> What you will do
Exactly as written, retype the listing below, omitting the pictures.

> Dataset extract
○ ○ ○
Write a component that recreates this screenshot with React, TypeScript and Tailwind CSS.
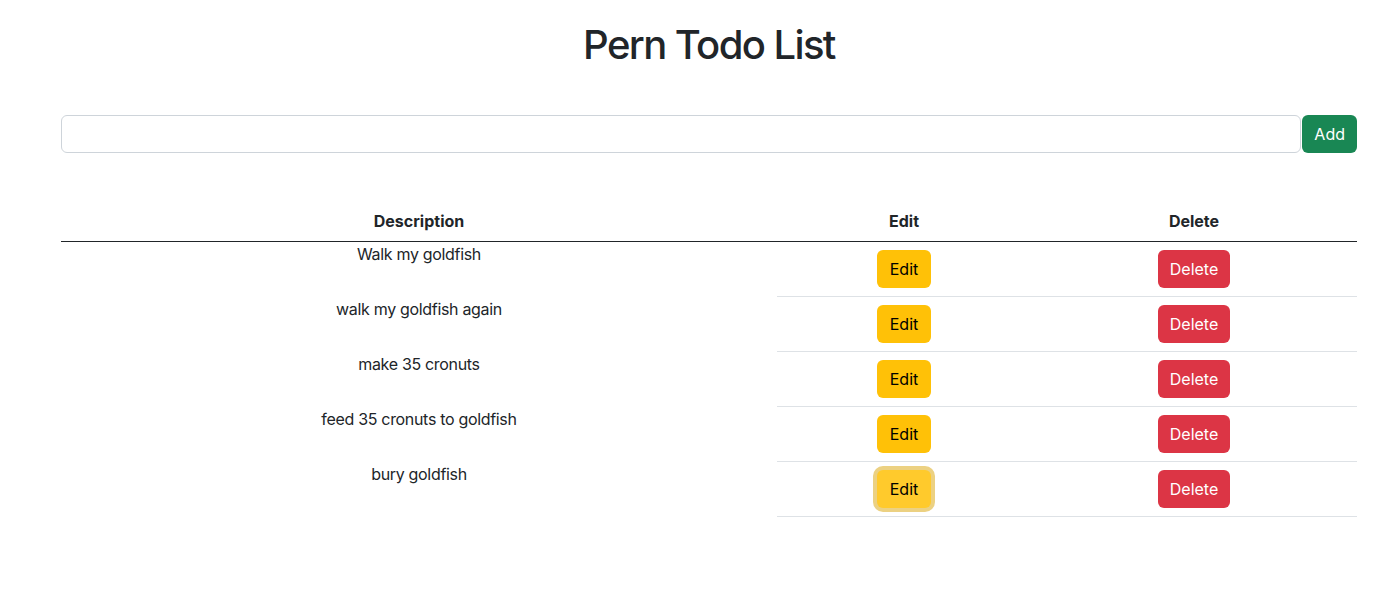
const todos = [
  "Walk my goldfish",
  "walk my goldfish again",
  "make 35 cronuts",
  "feed 35 cronuts to goldfish",
  "bury goldfish",
];

export default function App() {
  return (
    <div
      className="min-h-[601px] bg-white text-[#212529] text-base"
      style={{ fontFamily: "Inter, 'Noto Sans', sans-serif" }}
    >
      <div className="ml-[61px] w-[1296px] pt-[21px]">
        <h1 className="text-center text-[40px] leading-[48px] font-medium tracking-[-0.04em]">
          Pern Todo List
        </h1>

        <form className="mt-[46px] flex gap-px" onSubmit={(e) => e.preventDefault()}>
          <input
            type="text"
            className="h-[38px] flex-1 rounded-md border border-[#ced4da] px-3 outline-none"
          />
          <button className="h-[38px] rounded-md bg-[#198754] px-3 text-white">
            Add
          </button>
        </form>

        <table className="mt-[48px] w-full border-collapse text-center">
          <thead>
            <tr className="border-b border-[#212529]">
              <th className="w-[716px] px-2 py-2 leading-6 font-bold">Description</th>
              <th className="w-[254px] px-2 py-2 leading-6 font-bold">Edit</th>
              <th className="px-2 py-2 leading-6 font-bold">Delete</th>
            </tr>
          </thead>
          <tbody>
            {todos.map((todo, i) => (
              <tr key={i}>
                <td className="p-0 align-top leading-6 tracking-[-0.02em]">{todo}</td>
                <td className="border-b border-[#dee2e6] px-2 py-2">
                  <button
                    className={
                      i === todos.length - 1
                        ? "h-[38px] rounded-md bg-[#ffca2c] px-[13px] leading-6 text-black ring-4 ring-[#ecd182]"
                        : "h-[38px] rounded-md bg-[#ffc107] px-[13px] leading-6 text-black"
                    }
                  >
                    Edit
                  </button>
                </td>
                <td className="border-b border-[#dee2e6] px-2 py-2">
                  <button className="h-[38px] rounded-md bg-[#dc3545] px-3 leading-6 text-white">
                    Delete
                  </button>
                </td>
              </tr>
            ))}
          </tbody>
        </table>
      </div>
    </div>
  );
}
○ ○ ○
> Output of the task
Write a component that recreates this screenshot with React, TypeScript and Tailwind CSS.
const todos = [
  "Walk my goldfish",
  "walk my goldfish again",
  "make 35 cronuts",
  "feed 35 cronuts to goldfish",
  "bury goldfish",
];

export default function App() {
  return (
    <div
      className="min-h-[601px] bg-white text-[#212529] text-base"
      style={{ fontFamily: "Inter, 'Noto Sans', sans-serif" }}
    >
      <div className="ml-[61px] w-[1296px] pt-[21px]">
        <h1 className="text-center text-[40px] leading-[48px] font-medium tracking-[-0.04em]">
          Pern Todo List
        </h1>

        <form className="mt-[46px] flex gap-px" onSubmit={(e) => e.preventDefault()}>
          <input
            type="text"
            className="h-[38px] flex-1 rounded-md border border-[#ced4da] px-3 outline-none"
          />
          <button className="h-[38px] rounded-md bg-[#198754] px-3 text-white">
            Add
          </button>
        </form>

        <table className="mt-[48px] w-full border-collapse text-center">
          <thead>
            <tr className="border-b border-[#212529]">
              <th className="w-[716px] px-2 py-2 leading-6 font-bold">Description</th>
              <th className="w-[254px] px-2 py-2 leading-6 font-bold">Edit</th>
              <th className="px-2 py-2 leading-6 font-bold">Delete</th>
            </tr>
          </thead>
          <tbody>
            {todos.map((todo, i) => (
              <tr key={i}>
                <td className="p-0 align-top leading-6 tracking-[-0.02em]">{todo}</td>
                <td className="border-b border-[#dee2e6] px-2 py-2">
                  <button
                    className={
                      i === todos.length - 1
                        ? "h-[38px] rounded-md bg-[#ffca2c] px-[13px] leading-6 text-black ring-4 ring-[#ecd182]"
                        : "h-[38px] rounded-md bg-[#ffc107] px-[13px] leading-6 text-black"
                    }
                  >
                    Edit
                  </button>
                </td>
                <td className="border-b border-[#dee2e6] px-2 py-2">
                  <button className="h-[38px] rounded-md bg-[#dc3545] px-3 leading-6 text-white">
                    Delete
                  </button>
                </td>
              </tr>
            ))}
          </tbody>
        </table>
      </div>
    </div>
  );
}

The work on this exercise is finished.